Looking Toward the Future

The pandemic has pushed consumers beyond their comfort zones, not only in what they are willing to buy online but also in how they shop online. 

Grocery items have become particularly conducive to voice search. Consumers are familiar with their favorite brands of staples like cereal or bread and don’t require the same user experience of added ratings, pictures, and reviews, as they might for other goods. It’s not hard to imagine a world where your virtual assistant preempts your need-based voice search by reminding you what you need to purchase based on prior shopping behaviors.  

The increased adoption of smart speaker voice search and virtual assistants has Amazon particularly well set up to expand their dominance of the e-commerce market. Amazon can control the entire funnel, from handling the voice search through their smart speaker, to fulfilling those requests through their Whole Foods grocery store, and finally to delivering those goods the same day for free via their Prime membership. In essence, Amazon will have 100% of any voice commerce that goes through their smart speakers, which comprises 70% of the market share. 

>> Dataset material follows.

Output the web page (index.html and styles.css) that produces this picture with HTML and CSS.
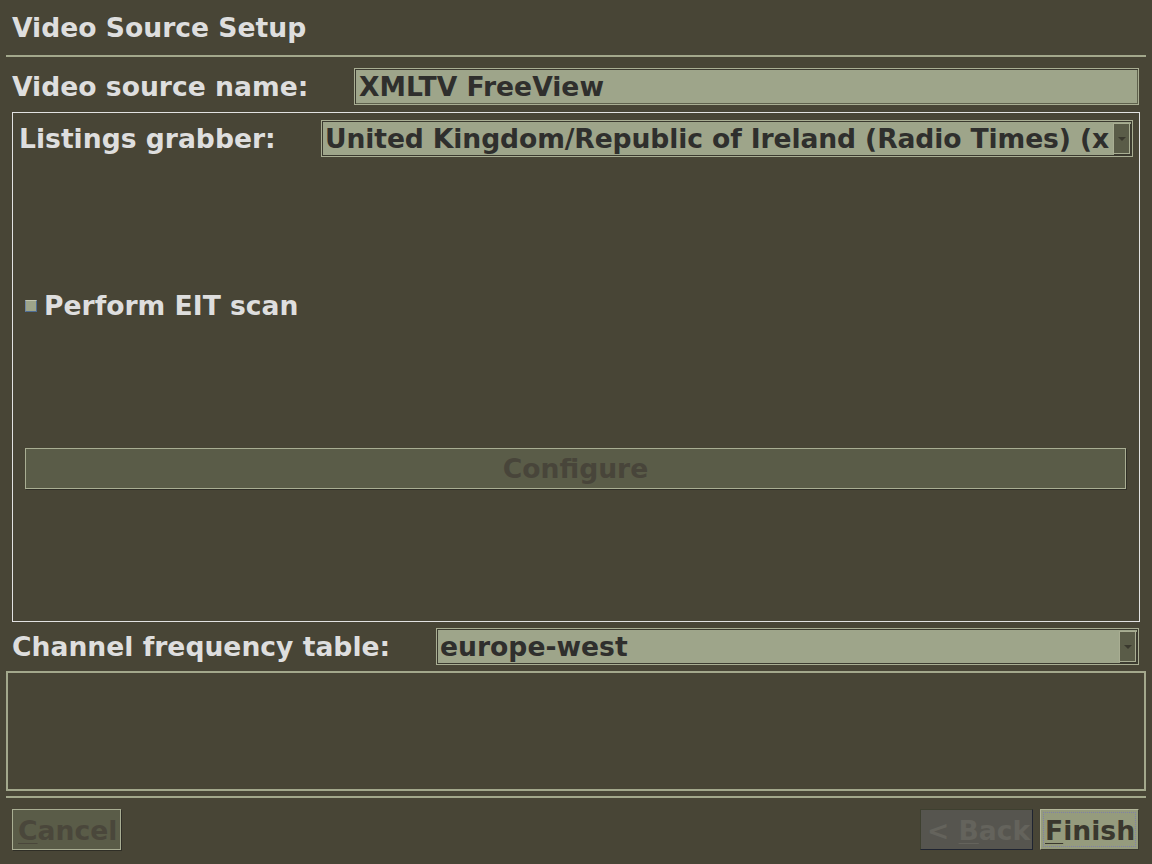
FILE: index.html
```html
<!DOCTYPE html>
<html>
<head>
<meta charset="utf-8">
<title>Video Source Setup</title>
<link rel="stylesheet" href="styles.css">
</head>
<body>
<div class="page">
  <div class="title">Video Source Setup</div>
  <div class="rule"></div>

  <div class="row name-row">
    <div class="label name-label">Video source name:</div>
    <div class="field">XMLTV FreeView</div>
  </div>

  <div class="group">
    <div class="row grabber-row">
      <div class="label grabber-label">Listings grabber:</div>
      <div class="combo grabber-combo">
        <div class="combo-text tight">United Kingdom/Republic of Ireland (Radio Times) (x</div>
        <div class="combo-btn"><span class="tri"></span></div>
      </div>
    </div>
    <div class="check-row">
      <span class="checkbox"></span>
      <span class="label">Perform EIT scan</span>
    </div>
    <div class="configure">Configure</div>
  </div>

  <div class="row chan-row">
    <div class="label chan-label">Channel frequency table:</div>
    <div class="combo chan-combo">
      <div class="combo-text">europe-west</div>
      <div class="combo-btn"><span class="tri"></span></div>
    </div>
  </div>

  <div class="frame"></div>
  <div class="rule rule-bottom"></div>

  <div class="buttons">
    <div class="btn btn-cancel"><u>C</u>ancel</div>
    <div class="spacer"></div>
    <div class="btn btn-back">&lt; <u>B</u>ack</div>
    <div class="btn btn-finish"><span class="focus"><u>F</u>inish</span></div>
  </div>
</div>
</body>
</html>
```

FILE: styles.css
```css
html, body {
  margin: 0;
  padding: 0;
  background: #484536;
}

body {
  width: 1152px;
  height: 864px;
  overflow: hidden;
  font-family: "DejaVu Sans", "Liberation Sans", sans-serif;
  font-weight: bold;
  font-size: 26.6px;
  color: #dedede;
}

.page {
  padding: 0 6px;
  display: flex;
  flex-direction: column;
}

.title {
  padding: 13px 0 0 6px;
  height: 42px;
  line-height: 30px;
}

.rule {
  height: 2px;
  background: #a3a88c;
}

.row {
  display: flex;
  align-items: center;
}

.label {
  line-height: 30px;
  white-space: nowrap;
}

.name-row {
  margin-top: 11px;
  padding: 0 7px 0 6px;
}

.name-label {
  width: 342px;
}

.field {
  flex: 1;
  height: 35px;
  line-height: 36px;
  background: #9ea58a;
  border: 1px solid #a9ae93;
  box-shadow: inset 1px 1px 0 #3b3a2f, inset -1px -1px 0 #5e604c;
  color: #2f2f2d;
  padding-left: 4px;
  white-space: nowrap;
  overflow: hidden;
}

.group {
  margin: 7px 6px 0 6px;
  height: 508px;
  border: 1px solid #e2e2e2;
  display: flex;
  flex-direction: column;
}

.grabber-row {
  margin-top: 7px;
  padding: 0 6px;
}

.grabber-label {
  width: 302px;
}

.combo {
  flex: 1;
  height: 35px;
  background: #9ea58a;
  border: 1px solid #a9ae93;
  box-shadow: inset 1px 1px 0 #3b3a2f, inset -1px -1px 0 #3b3a2f;
  display: flex;
  align-items: stretch;
  overflow: hidden;
}

.combo-text {
  flex: 1;
  min-width: 0;
  overflow: hidden;
  white-space: nowrap;
  padding-left: 3px;
  line-height: 35px;
  color: #2f2f2d;
}

.combo-text.tight {
  letter-spacing: -0.12px;
}

.combo-btn {
  width: 15px;
  margin: 2px 2px 2px 0;
  background: #5a5c48;
  border: 1px solid #a9ae93;
  box-shadow: 1px 1px 0 #3b3a2f;
  display: flex;
  align-items: center;
  justify-content: center;
}

.tri {
  width: 0;
  height: 0;
  border-left: 4px solid transparent;
  border-right: 4px solid transparent;
  border-top: 4px solid #3a392e;
}

.check-row {
  margin-top: 134px;
  margin-left: 12px;
  height: 30px;
  display: flex;
  align-items: center;
}

.checkbox {
  width: 10px;
  height: 10px;
  background: #9ea58a;
  border: 1px solid #4f6d94;
  border-top-color: #c2c6b0;
  border-left-color: #6f88a8;
  margin-right: 7px;
}

.configure {
  margin: 127px 13px 0 12px;
  height: 39px;
  line-height: 39px;
  text-align: center;
  background: #5a5c48;
  border: 1px solid #a9ae93;
  box-shadow: 1px 1px 0 #2f2e26;
  color: #48453a;
}

.chan-row {
  margin-top: 6px;
  padding: 0 7px 0 6px;
}

.chan-label {
  width: 424px;
}

.frame {
  margin-top: 6px;
  height: 116px;
  border: 2px solid #a3a88c;
}

.rule-bottom {
  margin-top: 5px;
}

.buttons {
  margin-top: 11px;
  padding: 0 7px 0 6px;
  display: flex;
  align-items: stretch;
  height: 41px;
}

.spacer {
  flex: 1;
}

.btn {
  box-sizing: border-box;
  height: 41px;
  line-height: 41px;
  padding: 0 4px 0 5px;
  white-space: nowrap;
}

.btn u {
  text-decoration-thickness: 1px;
  text-underline-offset: 3px;
}

.btn-cancel {
  width: 109px;
  background: #5a5c48;
  border: 1px solid #a9ae93;
  box-shadow: 1px 1px 0 #2f2e26;
  color: #4a473b;
}

.btn-back {
  width: 113px;
  background: #56554f;
  border: 1px solid #3e4030;
  border-right-color: #1f2431;
  border-bottom-color: #1f2431;
  color: #64635c;
  margin-right: 7px;
  padding-left: 6px;
}

.btn-finish {
  width: 99px;
  background: #959b7d;
  border: 1px solid #b3b79b;
  border-right-color: #3a392f;
  border-bottom-color: #3a392f;
  color: #3a382e;
  padding: 2px;
}

.focus {
  display: block;
  height: 35px;
  line-height: 37px;
  outline: 1px dotted #7e80a8;
  outline-offset: -1px;
  padding-left: 2px;
}
```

And Amazon isn’t the only player in a prime position to take advantage of the shifting landscape. Google, which is in 32% of homes with smart speakers, can similarly leverage control of the smart speaker into massive windfalls in the burgeoning voice commerce landscape. While Google doesn’t have the same vertical dominance that Amazon does, they still determine which retailers the consumer can access through their Google Home device. Being the gatekeeper between consumers and retailers like Walmart and Target puts Google in a position to grant or deny access to those retailers or to monetize the space with advertising. Either way, their share of the smart speaker market puts Google in a strong position going forward.

COVID-19 has forced most of us to change the way we shop, for better or worse. Just as shopping on mobile devices has gone from something that seemed far-fetched to commonplace, so too will the voice search revolution be upon us. And with it, the further monopolization of e-commerce by the big voice players.

David Grow is Search Solutions Advisor at Goodway Group.